You did not have to know Mike long to realize that he always believed he would die young and he was extreme in his dislike of getting old, hating not being able to do things the way he did when he was a teenager.

Mike was 65, if that is old these days, exactly 12 years younger than I am, we both having been born on Nov. 29.

More important points of affinity are that his stretch of the Crow was also my fishing favourite and that he and I are the only people I know who forever refused to call the Oldman Dam by anything but its original name, “Three Rivers Dam,” in bitter memory of the long stretches of the three rivers — the Castle, the Crowsnest, and the Oldman — it obliterated and inundated.

Mike was a reporter for The Calgary Herald when I was its outdoors columnist, and he ended as the Crowsnest bureau of The Lethbridge Herald when these columns were also appearing there.

The legend has always been that Mike retired suddenly from journalism one day when he hit it big on the stock market.

Soon he had the great good sense to buy his land along one of Alberta’s truly world-class rivers before the prices became world class.

His only writing foray after that was As the Crow Flies, the very useful anglers’ pocket guide/map to his river.

Mike Lamb was a blithe spirit, a somewhat impish character; that can be seen in what has become an Alberta land mark and curiosity, his “Caddis Shack,” a small, spartan cabin up on the steep side of a rock ridge on the right as you near Burmis Lake.

He would frequently walk up there late in the day to see what was going on at the day use area and trade truths with anglers about their day.

He recognized my successive rigs over the years and occasionally would leave a summons on the windshield to drop in on my way back to the family ranch near Pincher Creek.

Late one day Mike’s invitation added that there’d be someone at his cabin he wanted me to meet.

If he’d given the name, I’d have sped straight on by to Happy Hour and dinner at the ranch.

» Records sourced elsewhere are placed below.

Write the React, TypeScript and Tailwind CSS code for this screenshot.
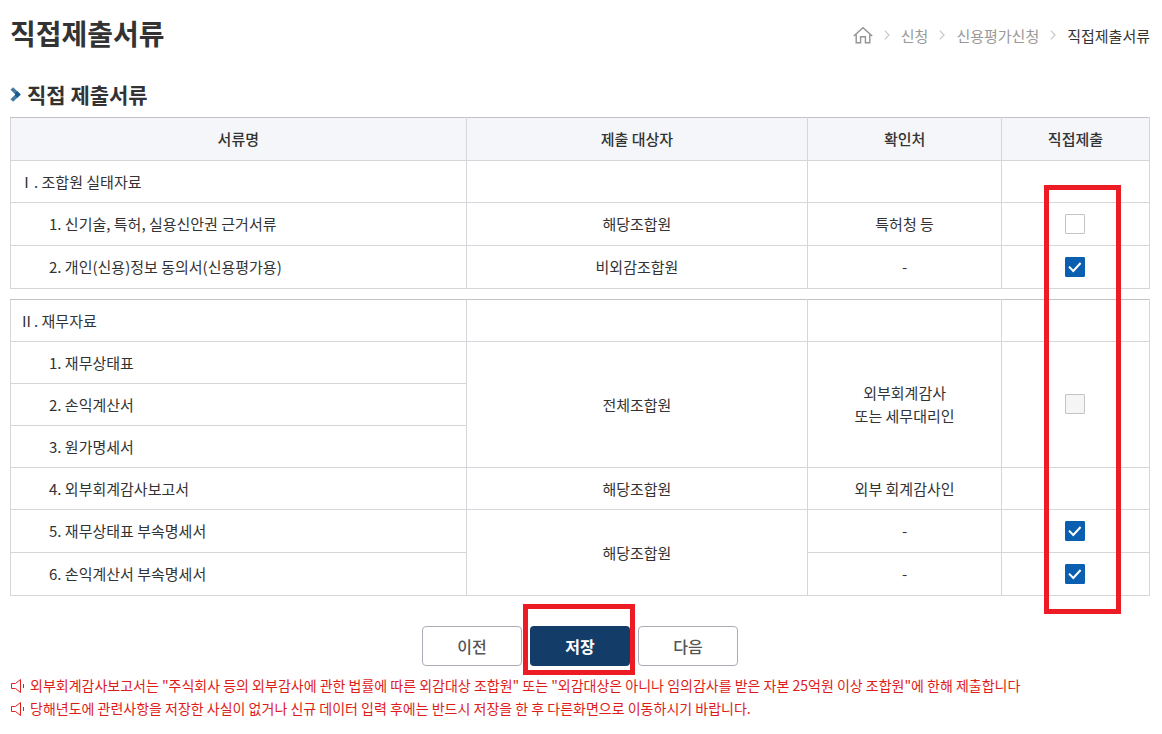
import type { ReactNode } from "react";

function CheckBox({ label, checked = false, disabled = false }: { label: string; checked?: boolean; disabled?: boolean }) {
  return (
    <div className="relative mx-auto size-5">
      <input
        type="checkbox"
        aria-label={label}
        defaultChecked={checked}
        disabled={disabled}
        className="peer block size-5 appearance-none rounded-[1px] border border-[#c4c4c4] bg-white checked:border-[#0b5fb0] checked:bg-[#0b5fb0] disabled:bg-[#f5f5f5]"
      />
      <svg
        viewBox="0 0 20 20"
        className="pointer-events-none absolute inset-0 hidden size-5 peer-checked:block"
        fill="none"
        stroke="#fff"
        strokeWidth="2"
        aria-hidden="true"
      >
        <path d="M4 9.6 8.3 14 15.6 6" />
      </svg>
    </div>
  );
}

function Columns() {
  return (
    <colgroup>
      <col className="w-[40%]" />
      <col className="w-[30%]" />
      <col className="w-[17%]" />
      <col className="w-[13%]" />
    </colgroup>
  );
}

function Cell({ children, rowSpan }: { children?: ReactNode; rowSpan?: number }) {
  return (
    <td rowSpan={rowSpan} className="border border-[#d5d6da] px-2 pb-px text-center">
      {children}
    </td>
  );
}

function Group({ children }: { children: ReactNode }) {
  return <td className="border border-[#d5d6da] px-2 pb-px">{children}</td>;
}

function Item({ children }: { children: ReactNode }) {
  return <td className="border border-[#d5d6da] pr-2 pb-px pl-[38px]">{children}</td>;
}

function Separator() {
  return (
    <svg width="6" height="10" viewBox="0 0 6 10" fill="none" stroke="#c8cacd" strokeWidth="1.3" aria-hidden="true">
      <path d="M.8.6 5 5 .8 9.4" />
    </svg>
  );
}

function Notice({ children }: { children: ReactNode }) {
  return (
    <li className="flex items-start gap-1.5">
      <svg width="14" height="23" viewBox="0 0 14 23" className="shrink-0" fill="none" stroke="#e0201c" aria-hidden="true">
        <path d="M1.5 9.5h4L10.5 5.5v13L5.5 14.5h-4zM13.5 10v4" />
      </svg>
      <span>{children}</span>
    </li>
  );
}

export default function App() {
  return (
    <main className="px-2.5 pr-3 pt-2.5 pb-3 font-['Noto_Sans_CJK_KR',sans-serif] text-[15px] leading-[23px] text-[#333]">
      <header className="flex items-center justify-between">
        <h1 className="text-[28px] leading-[46px] font-bold">직접제출서류</h1>
        <nav aria-label="현재 위치" className="pt-1">
          <ol className="flex items-center gap-[11px] text-[#999]">
            <li>
              <a href="#home" aria-label="홈" className="block">
                <svg width="20" height="18" viewBox="0 0 20 18" fill="none" stroke="#949494" strokeWidth="1.4" aria-hidden="true">
                  <path d="M.8 10 10 1.8l9.2 8.2M3.2 8.4v8.4h4.4v-6h4.8v6h4.4V8.4" />
                </svg>
              </a>
            </li>
            <li><Separator /></li>
            <li><a href="#apply">신청</a></li>
            <li><Separator /></li>
            <li><a href="#credit">신용평가신청</a></li>
            <li><Separator /></li>
            <li className="text-[#333]" aria-current="page">직접제출서류</li>
          </ol>
        </nav>
      </header>

      <h2 className="mt-[21px] flex items-center gap-1.5 text-[21px] leading-[34px] font-bold">
        <svg width="11" height="16" viewBox="0 0 11 16" fill="none" strokeWidth="3.8" aria-hidden="true">
          <path d="M1.8 2.5 8 8.5l-6.2 6" stroke="#437ba5" />
          <path d="M6 6.5 8 8.5 6 10.5" stroke="#17588d" />
        </svg>
        직접 제출서류
      </h2>

      <div className="relative mt-1.5 space-y-2.5">
        <table className="w-full table-fixed border-collapse border-t border-t-[#c2c3c6]">
          <Columns />
          <thead>
            <tr className="h-[43px] bg-[#f5f6f9]">
              {["서류명", "제출 대상자", "확인처", "직접제출"].map((title) => (
                <th key={title} scope="col" className="border border-[#d5d6da] border-t-[#c2c3c6] pb-0.5 font-medium">
                  {title}
                </th>
              ))}
            </tr>
          </thead>
          <tbody>
            <tr className="h-[42px]">
              <Group>Ⅰ. 조합원 실태자료</Group>
              <Cell />
              <Cell />
              <Cell />
            </tr>
            <tr className="h-[43px]">
              <Item>1. 신기술, 특허, 실용신안권 근거서류</Item>
              <Cell>해당조합원</Cell>
              <Cell>특허청 등</Cell>
              <Cell><CheckBox label="근거서류 직접제출" /></Cell>
            </tr>
            <tr className="h-[43px]">
              <Item>2. 개인(신용)정보 동의서(신용평가용)</Item>
              <Cell>비외감조합원</Cell>
              <Cell>-</Cell>
              <Cell><CheckBox label="동의서 직접제출" checked /></Cell>
            </tr>
          </tbody>
        </table>

        <table className="w-full table-fixed border-collapse border-t border-t-[#c2c3c6]">
          <Columns />
          <tbody>
            <tr className="h-[42px] *:border-t-[#c2c3c6]">
              <Group>Ⅱ. 재무자료</Group>
              <Cell />
              <Cell />
              <Cell />
            </tr>
            <tr className="h-[42px]">
              <Item>1. 재무상태표</Item>
              <Cell rowSpan={3}>전체조합원</Cell>
              <Cell rowSpan={3}>외부회계감사<br />또는 세무대리인</Cell>
              <Cell rowSpan={3}><CheckBox label="재무제표 직접제출" disabled /></Cell>
            </tr>
            <tr className="h-[42px]"><Item>2. 손익계산서</Item></tr>
            <tr className="h-[42px]"><Item>3. 원가명세서</Item></tr>
            <tr className="h-[42px]">
              <Item>4. 외부회계감사보고서</Item>
              <Cell>해당조합원</Cell>
              <Cell>외부 회계감사인</Cell>
              <Cell />
            </tr>
            <tr className="h-[43px]">
              <Item>5. 재무상태표 부속명세서</Item>
              <Cell rowSpan={2}>해당조합원</Cell>
              <Cell>-</Cell>
              <Cell><CheckBox label="재무상태표 부속명세서 직접제출" checked /></Cell>
            </tr>
            <tr className="h-[43px]">
              <Item>6. 손익계산서 부속명세서</Item>
              <Cell>-</Cell>
              <Cell><CheckBox label="손익계산서 부속명세서 직접제출" checked /></Cell>
            </tr>
          </tbody>
        </table>
        <div className="pointer-events-none absolute top-[68px] right-[29px] -bottom-[18px] w-[77px] border-5 border-[#ed1c24]" />
      </div>

      <div className="mt-[30px] flex justify-center gap-2 text-base leading-6">
        <button type="button" className="h-10 w-[100px] rounded-sm border border-[#acacb6] bg-white font-medium text-[#555]">이전</button>
        <div className="relative">
          <button type="button" className="h-10 w-[100px] rounded-sm bg-[#143c69] font-bold text-white">저장</button>
          <div className="pointer-events-none absolute -top-[22px] -right-[5px] -bottom-[9px] -left-[7px] border-5 border-[#ed1c24]" />
        </div>
        <button type="button" className="h-10 w-[100px] rounded-sm border border-[#acacb6] bg-white font-medium text-[#555]">다음</button>
      </div>

      <ul className="mt-2 text-sm leading-[23px] text-[#dd1c1a]">
        <Notice>외부회계감사보고서는 "주식회사 등의 외부감사에 관한 법률에 따른 외감대상 조합원" 또는 "외감대상은 아니나 임의감사를 받은 자본 25억원 이상 조합원"에 한해 제출합니다</Notice>
        <Notice>당해년도에 관련사항을 저장한 사실이 없거나 신규 데이터 입력 후에는 반드시 저장을 한 후 다른화면으로 이동하시기 바랍니다.</Notice>
      </ul>
    </main>
  );
}
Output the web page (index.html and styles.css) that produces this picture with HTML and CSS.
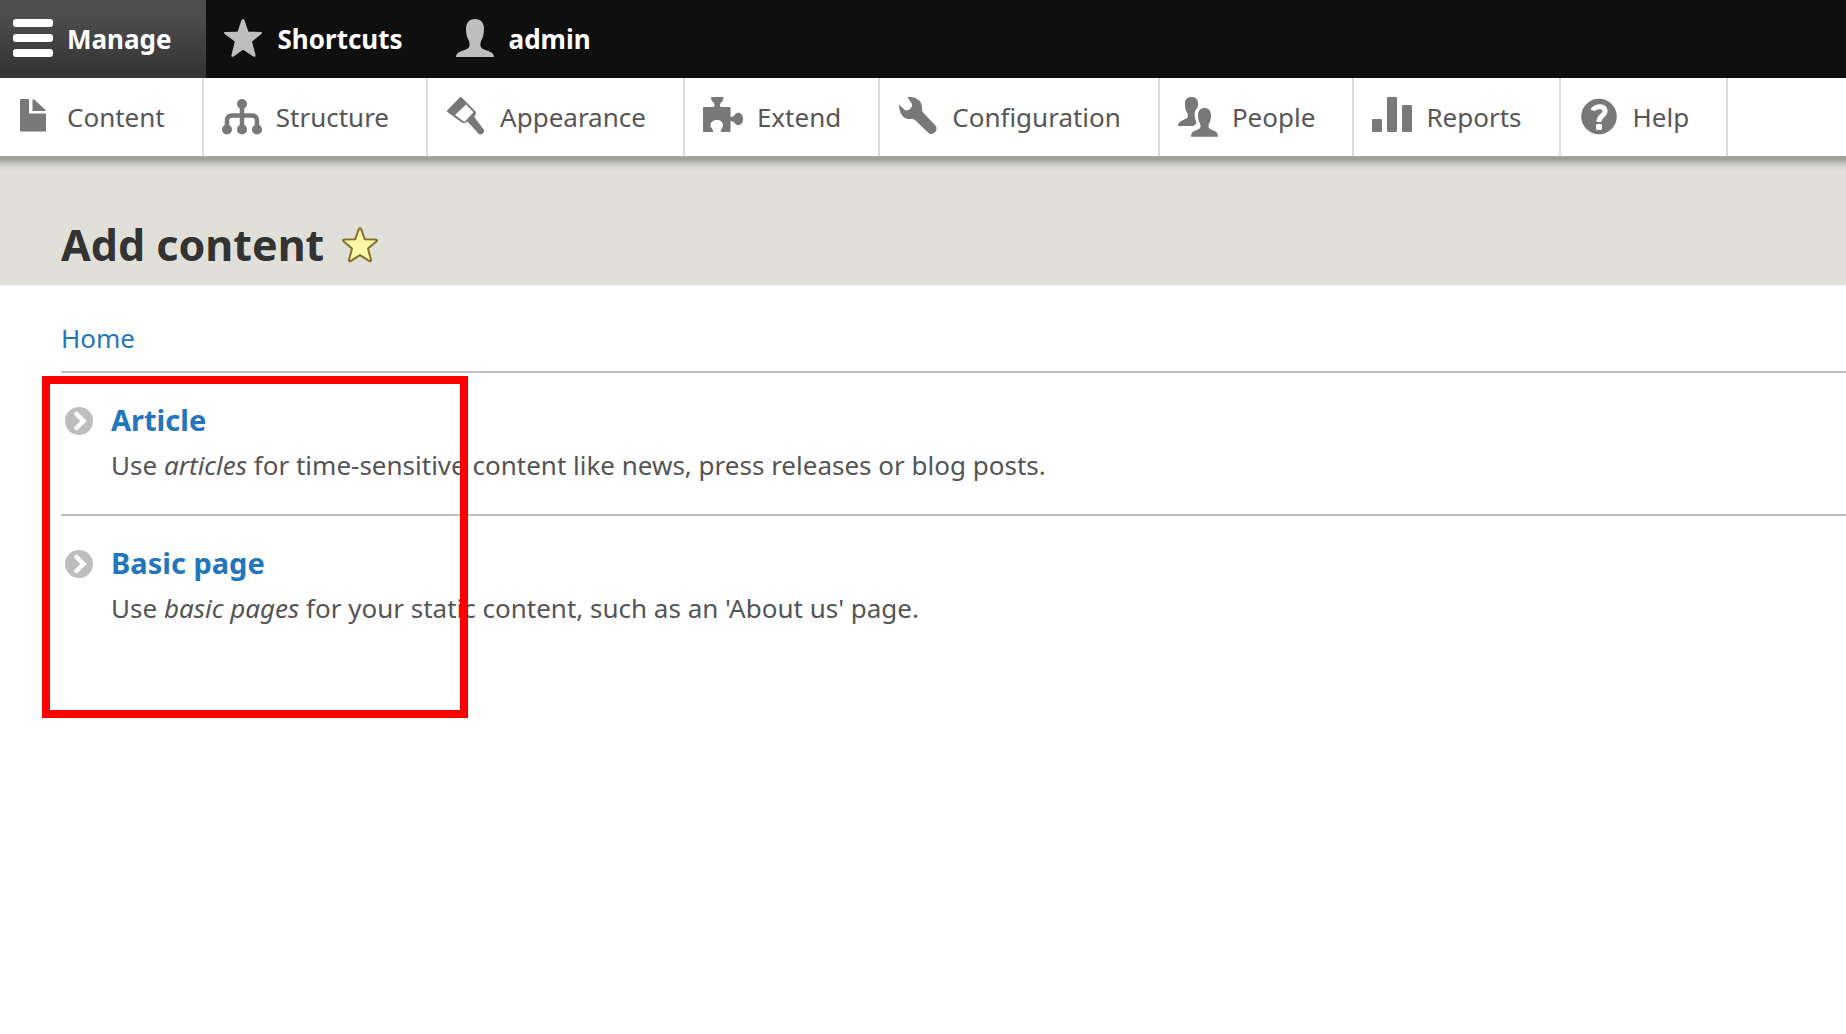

For some time I’d been writing derisively about what I called “Crowsnest Regulars:” tractor store ball hat locals, cigarette glued to the lower lip, spinning rod, bait bucket, hip boots, industrial-size antique wicker creel and landing net.

Mischievous Mike thought it would be amusing to get me and the King of the Crowsnest Regulars into the same room and experience the fireworks, because he knew that this one had as little use for catch and release fly fishermen as I did for Crowsnest Regulars.

The King had no use for bait bans, or limits.

The concept of releasing the biggest and best breeders was a joke to him.

Worse, he knew how to press the buttons: “How do we even know you catch the big ones you write about? Me? I give big ones away to people I owe; they know what I catch.”

Before it got to the point that the next sound you heard was of a jaw breaking, I beat a retreat.

At my rig, Mike said: “Just wanted you to see what we’re up against.”

Now I’ll never have the chance to ask Mike if he agrees with me that we’ve gone too far with zero limits, etc.